Reproduce each line from the records that holds "screenshot".

## Given data:
------------------------

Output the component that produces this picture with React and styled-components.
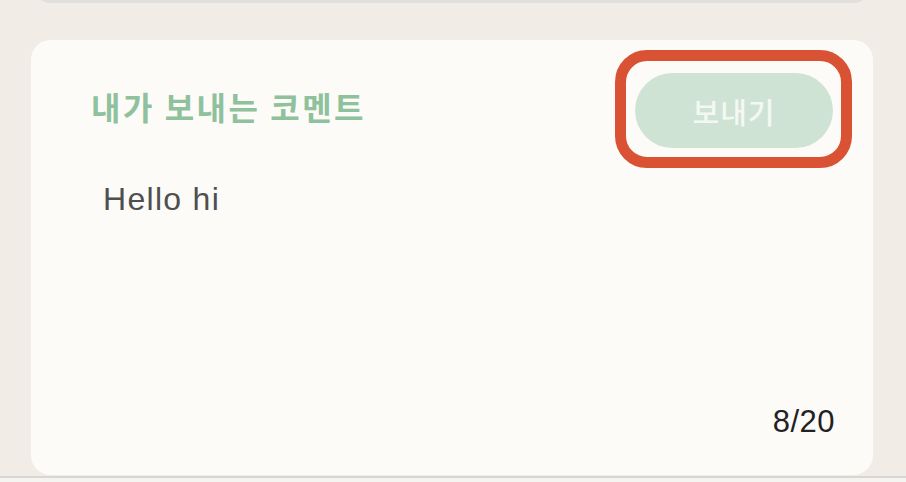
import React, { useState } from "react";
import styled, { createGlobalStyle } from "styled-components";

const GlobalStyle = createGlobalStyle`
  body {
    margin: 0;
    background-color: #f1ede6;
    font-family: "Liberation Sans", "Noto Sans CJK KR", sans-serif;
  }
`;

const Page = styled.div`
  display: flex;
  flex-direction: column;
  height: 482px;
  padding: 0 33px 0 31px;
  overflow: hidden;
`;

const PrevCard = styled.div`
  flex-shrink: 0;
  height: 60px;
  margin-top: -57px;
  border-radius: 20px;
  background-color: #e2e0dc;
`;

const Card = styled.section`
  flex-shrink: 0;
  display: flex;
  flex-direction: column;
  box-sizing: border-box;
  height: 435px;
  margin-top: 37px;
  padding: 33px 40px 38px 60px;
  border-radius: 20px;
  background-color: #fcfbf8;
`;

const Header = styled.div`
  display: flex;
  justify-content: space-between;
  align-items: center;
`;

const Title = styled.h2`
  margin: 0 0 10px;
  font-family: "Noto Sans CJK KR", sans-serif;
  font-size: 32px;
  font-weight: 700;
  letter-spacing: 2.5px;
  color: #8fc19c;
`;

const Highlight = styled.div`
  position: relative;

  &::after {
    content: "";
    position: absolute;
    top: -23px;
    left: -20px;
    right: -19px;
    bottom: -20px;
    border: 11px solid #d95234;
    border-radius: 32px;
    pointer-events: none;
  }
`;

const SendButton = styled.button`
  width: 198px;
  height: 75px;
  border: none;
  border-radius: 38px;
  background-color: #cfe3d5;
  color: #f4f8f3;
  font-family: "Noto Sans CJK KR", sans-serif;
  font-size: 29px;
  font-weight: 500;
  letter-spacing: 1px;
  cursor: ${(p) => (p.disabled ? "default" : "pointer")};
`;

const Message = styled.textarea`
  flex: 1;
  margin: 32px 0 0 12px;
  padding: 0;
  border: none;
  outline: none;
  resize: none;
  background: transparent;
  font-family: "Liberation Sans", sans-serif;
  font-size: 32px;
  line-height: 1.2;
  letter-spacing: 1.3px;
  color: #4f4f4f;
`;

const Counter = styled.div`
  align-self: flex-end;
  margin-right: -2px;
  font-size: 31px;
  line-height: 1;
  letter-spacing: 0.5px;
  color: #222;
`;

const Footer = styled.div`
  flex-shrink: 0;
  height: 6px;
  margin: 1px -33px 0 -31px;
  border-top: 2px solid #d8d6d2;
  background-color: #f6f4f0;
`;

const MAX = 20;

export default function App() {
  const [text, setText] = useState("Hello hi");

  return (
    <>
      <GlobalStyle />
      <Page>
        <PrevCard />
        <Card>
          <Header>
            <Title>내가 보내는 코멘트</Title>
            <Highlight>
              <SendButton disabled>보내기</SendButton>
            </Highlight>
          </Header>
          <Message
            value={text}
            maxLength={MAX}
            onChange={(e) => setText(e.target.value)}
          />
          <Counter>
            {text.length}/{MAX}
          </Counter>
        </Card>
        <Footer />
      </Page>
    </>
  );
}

------------------------

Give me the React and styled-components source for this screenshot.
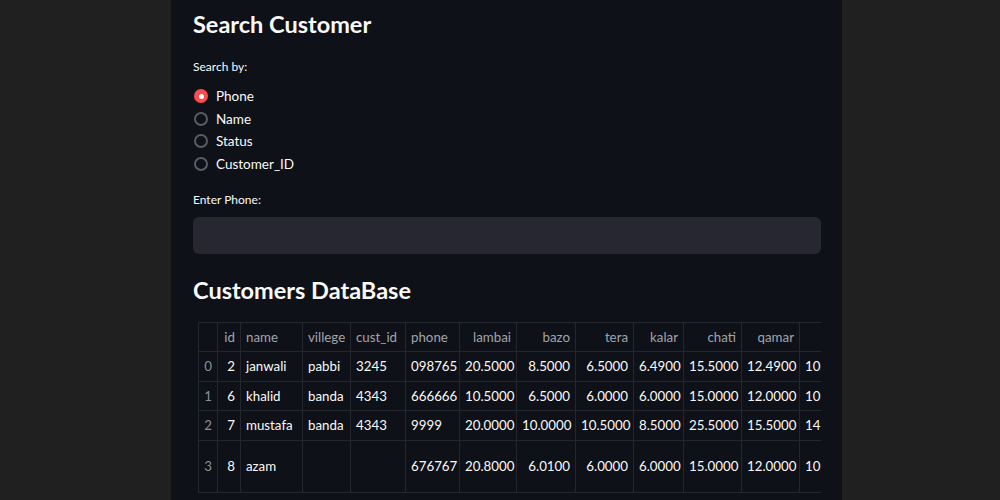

------------------------

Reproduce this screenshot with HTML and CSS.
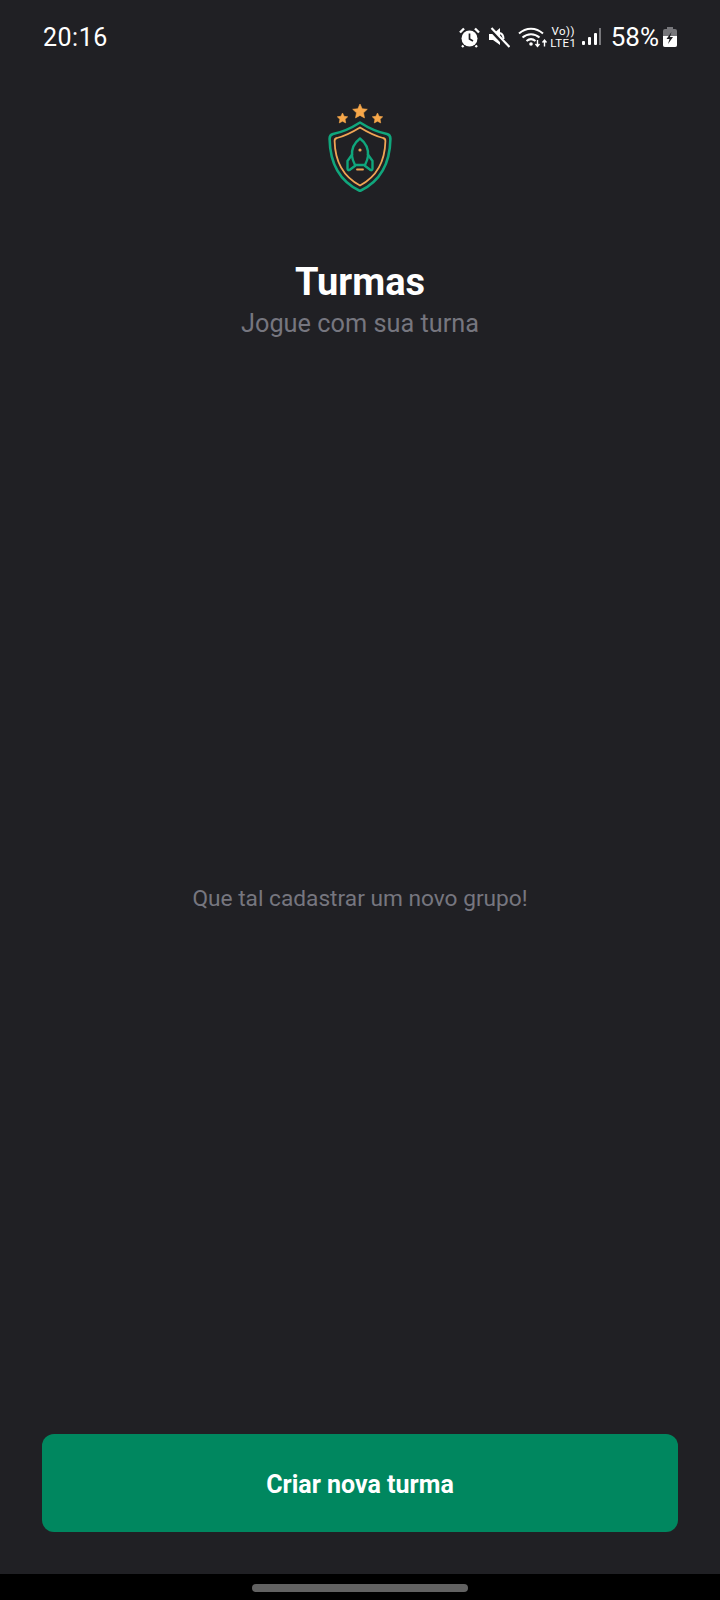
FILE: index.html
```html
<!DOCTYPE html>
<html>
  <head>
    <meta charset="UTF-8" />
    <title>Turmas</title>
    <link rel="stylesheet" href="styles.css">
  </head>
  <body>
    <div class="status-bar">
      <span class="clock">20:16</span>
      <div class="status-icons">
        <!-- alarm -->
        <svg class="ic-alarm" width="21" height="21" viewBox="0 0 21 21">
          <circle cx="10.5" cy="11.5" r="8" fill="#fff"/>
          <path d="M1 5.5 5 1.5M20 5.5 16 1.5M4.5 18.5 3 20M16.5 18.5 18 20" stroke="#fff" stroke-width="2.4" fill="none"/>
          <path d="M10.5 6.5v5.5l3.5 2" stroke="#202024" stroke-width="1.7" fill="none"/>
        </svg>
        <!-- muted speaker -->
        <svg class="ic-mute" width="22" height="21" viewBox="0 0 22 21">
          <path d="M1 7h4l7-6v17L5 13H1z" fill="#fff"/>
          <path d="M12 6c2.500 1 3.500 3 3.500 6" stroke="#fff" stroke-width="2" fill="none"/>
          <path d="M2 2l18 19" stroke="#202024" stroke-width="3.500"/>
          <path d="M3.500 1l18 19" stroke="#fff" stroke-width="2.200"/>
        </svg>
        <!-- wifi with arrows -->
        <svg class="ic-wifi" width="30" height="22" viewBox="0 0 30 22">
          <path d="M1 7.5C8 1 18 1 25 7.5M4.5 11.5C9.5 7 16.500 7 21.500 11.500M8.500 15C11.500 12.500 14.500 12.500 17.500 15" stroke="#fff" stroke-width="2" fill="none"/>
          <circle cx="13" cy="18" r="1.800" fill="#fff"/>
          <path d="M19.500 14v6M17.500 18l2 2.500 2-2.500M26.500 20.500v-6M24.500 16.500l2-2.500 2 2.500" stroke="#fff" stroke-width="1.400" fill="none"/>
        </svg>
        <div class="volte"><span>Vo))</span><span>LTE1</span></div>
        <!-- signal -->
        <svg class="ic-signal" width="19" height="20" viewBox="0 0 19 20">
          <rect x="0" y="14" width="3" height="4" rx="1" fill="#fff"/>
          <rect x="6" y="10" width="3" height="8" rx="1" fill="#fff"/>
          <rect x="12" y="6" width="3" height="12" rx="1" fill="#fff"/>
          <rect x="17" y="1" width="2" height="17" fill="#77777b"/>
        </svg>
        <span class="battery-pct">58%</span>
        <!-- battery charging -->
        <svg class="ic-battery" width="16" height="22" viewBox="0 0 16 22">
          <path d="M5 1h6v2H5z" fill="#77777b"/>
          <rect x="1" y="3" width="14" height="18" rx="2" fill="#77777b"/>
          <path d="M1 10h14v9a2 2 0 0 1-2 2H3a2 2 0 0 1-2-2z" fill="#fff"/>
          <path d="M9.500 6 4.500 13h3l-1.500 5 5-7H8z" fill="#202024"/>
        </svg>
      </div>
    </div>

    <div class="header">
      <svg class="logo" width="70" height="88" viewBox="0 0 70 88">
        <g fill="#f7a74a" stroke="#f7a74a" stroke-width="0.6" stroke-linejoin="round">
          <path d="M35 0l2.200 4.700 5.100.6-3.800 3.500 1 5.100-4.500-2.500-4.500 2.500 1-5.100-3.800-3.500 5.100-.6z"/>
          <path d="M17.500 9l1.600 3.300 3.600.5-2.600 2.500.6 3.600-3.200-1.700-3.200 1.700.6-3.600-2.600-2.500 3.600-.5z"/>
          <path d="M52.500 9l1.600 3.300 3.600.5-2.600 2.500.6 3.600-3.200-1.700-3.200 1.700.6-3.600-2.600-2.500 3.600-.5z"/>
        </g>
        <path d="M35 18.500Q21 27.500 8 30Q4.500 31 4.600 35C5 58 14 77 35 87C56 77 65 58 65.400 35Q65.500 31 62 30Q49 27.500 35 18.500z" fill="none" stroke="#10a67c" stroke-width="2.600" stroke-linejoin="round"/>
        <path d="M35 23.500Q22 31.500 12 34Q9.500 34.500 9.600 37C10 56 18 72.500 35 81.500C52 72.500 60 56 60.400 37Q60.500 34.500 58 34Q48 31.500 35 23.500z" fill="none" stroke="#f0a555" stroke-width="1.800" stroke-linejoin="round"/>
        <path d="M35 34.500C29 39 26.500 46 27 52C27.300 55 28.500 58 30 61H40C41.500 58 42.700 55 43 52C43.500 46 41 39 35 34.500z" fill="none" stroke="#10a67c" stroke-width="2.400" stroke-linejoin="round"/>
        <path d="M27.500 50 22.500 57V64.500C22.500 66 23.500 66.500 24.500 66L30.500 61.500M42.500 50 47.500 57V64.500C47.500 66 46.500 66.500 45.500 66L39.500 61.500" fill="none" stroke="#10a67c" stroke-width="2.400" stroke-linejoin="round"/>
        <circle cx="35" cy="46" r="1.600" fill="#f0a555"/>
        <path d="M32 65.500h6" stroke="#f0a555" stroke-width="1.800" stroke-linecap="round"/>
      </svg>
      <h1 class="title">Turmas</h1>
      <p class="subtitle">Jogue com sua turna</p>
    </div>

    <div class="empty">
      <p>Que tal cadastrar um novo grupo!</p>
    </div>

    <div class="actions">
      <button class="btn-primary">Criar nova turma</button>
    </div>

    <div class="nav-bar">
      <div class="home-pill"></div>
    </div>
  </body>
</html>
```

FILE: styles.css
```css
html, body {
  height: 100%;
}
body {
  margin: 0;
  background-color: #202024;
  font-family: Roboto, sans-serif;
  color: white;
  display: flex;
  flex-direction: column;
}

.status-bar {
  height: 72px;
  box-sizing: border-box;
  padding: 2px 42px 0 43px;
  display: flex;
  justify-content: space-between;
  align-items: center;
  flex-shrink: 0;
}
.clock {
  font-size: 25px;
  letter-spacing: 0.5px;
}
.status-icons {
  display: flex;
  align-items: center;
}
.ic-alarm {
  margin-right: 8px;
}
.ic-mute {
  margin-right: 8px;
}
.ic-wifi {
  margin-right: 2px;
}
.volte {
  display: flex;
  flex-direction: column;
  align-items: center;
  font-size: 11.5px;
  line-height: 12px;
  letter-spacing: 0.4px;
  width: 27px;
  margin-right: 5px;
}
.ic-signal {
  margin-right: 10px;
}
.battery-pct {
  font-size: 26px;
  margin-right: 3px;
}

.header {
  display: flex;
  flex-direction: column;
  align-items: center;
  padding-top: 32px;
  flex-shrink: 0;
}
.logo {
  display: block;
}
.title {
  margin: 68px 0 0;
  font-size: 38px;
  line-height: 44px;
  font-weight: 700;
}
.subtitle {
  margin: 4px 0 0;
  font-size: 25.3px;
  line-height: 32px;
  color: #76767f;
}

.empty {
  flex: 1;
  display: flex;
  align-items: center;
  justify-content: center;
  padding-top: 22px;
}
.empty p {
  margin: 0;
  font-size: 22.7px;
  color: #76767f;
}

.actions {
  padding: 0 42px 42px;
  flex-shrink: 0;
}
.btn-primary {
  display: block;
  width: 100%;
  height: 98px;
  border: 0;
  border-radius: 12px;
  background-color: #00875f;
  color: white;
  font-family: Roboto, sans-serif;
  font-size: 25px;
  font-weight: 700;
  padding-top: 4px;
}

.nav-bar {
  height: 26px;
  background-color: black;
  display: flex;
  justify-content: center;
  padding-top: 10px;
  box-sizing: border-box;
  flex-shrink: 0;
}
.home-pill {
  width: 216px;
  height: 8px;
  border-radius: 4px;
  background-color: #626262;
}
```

------------------------

## Written reply:
Give me the React and styled-components source for this screenshot.
Reproduce this screenshot with HTML and CSS.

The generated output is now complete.